:: DATA EXTRACT ::

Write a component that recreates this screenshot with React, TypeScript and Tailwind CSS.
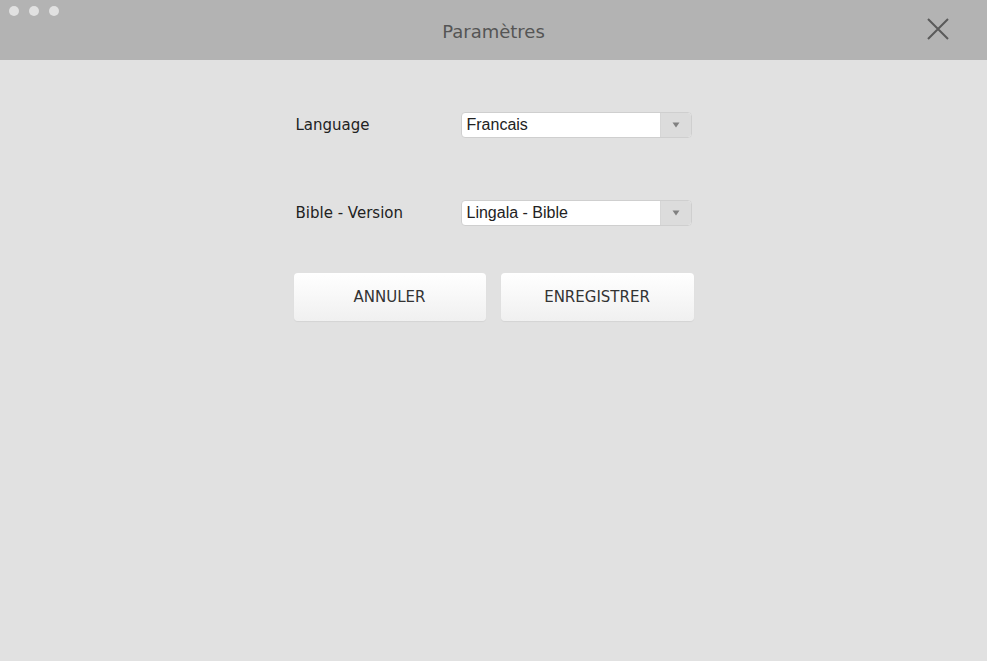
const SelectBox = ({ value }: { value: string }) => {
  return (
    <div className="flex h-[26px] w-[231px] overflow-hidden rounded-[4px] border border-[#cfcfcf] bg-white">
      <div className="flex flex-1 items-center pl-[5px] text-[16px] text-[#222]" style={{ fontFamily: '"Liberation Sans", Arial, sans-serif' }}>
        {value}
      </div>
      <div className="flex w-[31px] items-center justify-center border-l border-[#d6d6d6] bg-[#dcdcdc]">
        <svg width="8" height="6" viewBox="0 0 8 6">
          <path d="M0.5 0.5 L7.5 0.5 L4 5.5 Z" fill="#808080" />
        </svg>
      </div>
    </div>
  );
};

const FormRow = ({ label, value }: { label: string; value: string }) => {
  return (
    <div className="flex items-center">
      <div className="w-[167px] pl-[2px] text-[15px] text-[#222]">{label}</div>
      <SelectBox value={value} />
    </div>
  );
};

const App = () => {
  return (
    <div className="flex h-[661px] w-[987px] flex-col bg-[#e1e1e1]" style={{ fontFamily: '"DejaVu Sans", "Noto Sans", sans-serif' }}>
      <div className="relative flex h-[60px] items-center justify-center bg-[#b3b3b3]">
        <div className="absolute left-[9px] top-[6px] flex gap-[10px]">
          <span className="h-[10px] w-[10px] rounded-full bg-[#e1e1e1]" />
          <span className="h-[10px] w-[10px] rounded-full bg-[#e1e1e1]" />
          <span className="h-[10px] w-[10px] rounded-full bg-[#e1e1e1]" />
        </div>
        <h1 className="mt-[2px] text-[18px] text-[#555]">Paramètres</h1>
        <button className="absolute right-[37px] top-[17px] text-[#555]">
          <svg width="24" height="24" viewBox="0 0 24 24">
            <path d="M2 2 L22 22 M22 2 L2 22" stroke="#5a5a5a" strokeWidth="2" />
          </svg>
        </button>
      </div>

      <div className="mx-auto mt-[52px] flex w-[400px] flex-col">
        <FormRow label="Language" value="Francais" />
        <div className="mt-[62px]">
          <FormRow label="Bible - Version" value="Lingala - Bible" />
        </div>
        <div className="mt-[47px] flex gap-[15px]">
          <button className="h-[48px] w-[192px] rounded-[4px] bg-gradient-to-b from-white to-[#f0f0f0] text-[15px] text-[#333] shadow-[0_1px_1px_rgba(0,0,0,0.06)]">
            ANNULER
          </button>
          <button className="h-[48px] w-[193px] rounded-[4px] bg-gradient-to-b from-white to-[#f0f0f0] text-[15px] text-[#333] shadow-[0_1px_1px_rgba(0,0,0,0.06)]">
            ENREGISTRER
          </button>
        </div>
      </div>
    </div>
  );
};

export default App;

:::

- _AIM_:
Return each line from the material above exactly, but not the pictures.

- _ANSWER TO THE PROBLEM_:
Write a component that recreates this screenshot with React, TypeScript and Tailwind CSS.
const SelectBox = ({ value }: { value: string }) => {
  return (
    <div className="flex h-[26px] w-[231px] overflow-hidden rounded-[4px] border border-[#cfcfcf] bg-white">
      <div className="flex flex-1 items-center pl-[5px] text-[16px] text-[#222]" style={{ fontFamily: '"Liberation Sans", Arial, sans-serif' }}>
        {value}
      </div>
      <div className="flex w-[31px] items-center justify-center border-l border-[#d6d6d6] bg-[#dcdcdc]">
        <svg width="8" height="6" viewBox="0 0 8 6">
          <path d="M0.5 0.5 L7.5 0.5 L4 5.5 Z" fill="#808080" />
        </svg>
      </div>
    </div>
  );
};

const FormRow = ({ label, value }: { label: string; value: string }) => {
  return (
    <div className="flex items-center">
      <div className="w-[167px] pl-[2px] text-[15px] text-[#222]">{label}</div>
      <SelectBox value={value} />
    </div>
  );
};

const App = () => {
  return (
    <div className="flex h-[661px] w-[987px] flex-col bg-[#e1e1e1]" style={{ fontFamily: '"DejaVu Sans", "Noto Sans", sans-serif' }}>
      <div className="relative flex h-[60px] items-center justify-center bg-[#b3b3b3]">
        <div className="absolute left-[9px] top-[6px] flex gap-[10px]">
          <span className="h-[10px] w-[10px] rounded-full bg-[#e1e1e1]" />
          <span className="h-[10px] w-[10px] rounded-full bg-[#e1e1e1]" />
          <span className="h-[10px] w-[10px] rounded-full bg-[#e1e1e1]" />
        </div>
        <h1 className="mt-[2px] text-[18px] text-[#555]">Paramètres</h1>
        <button className="absolute right-[37px] top-[17px] text-[#555]">
          <svg width="24" height="24" viewBox="0 0 24 24">
            <path d="M2 2 L22 22 M22 2 L2 22" stroke="#5a5a5a" strokeWidth="2" />
          </svg>
        </button>
      </div>

      <div className="mx-auto mt-[52px] flex w-[400px] flex-col">
        <FormRow label="Language" value="Francais" />
        <div className="mt-[62px]">
          <FormRow label="Bible - Version" value="Lingala - Bible" />
        </div>
        <div className="mt-[47px] flex gap-[15px]">
          <button className="h-[48px] w-[192px] rounded-[4px] bg-gradient-to-b from-white to-[#f0f0f0] text-[15px] text-[#333] shadow-[0_1px_1px_rgba(0,0,0,0.06)]">
            ANNULER
          </button>
          <button className="h-[48px] w-[193px] rounded-[4px] bg-gradient-to-b from-white to-[#f0f0f0] text-[15px] text-[#333] shadow-[0_1px_1px_rgba(0,0,0,0.06)]">
            ENREGISTRER
          </button>
        </div>
      </div>
    </div>
  );
};

export default App;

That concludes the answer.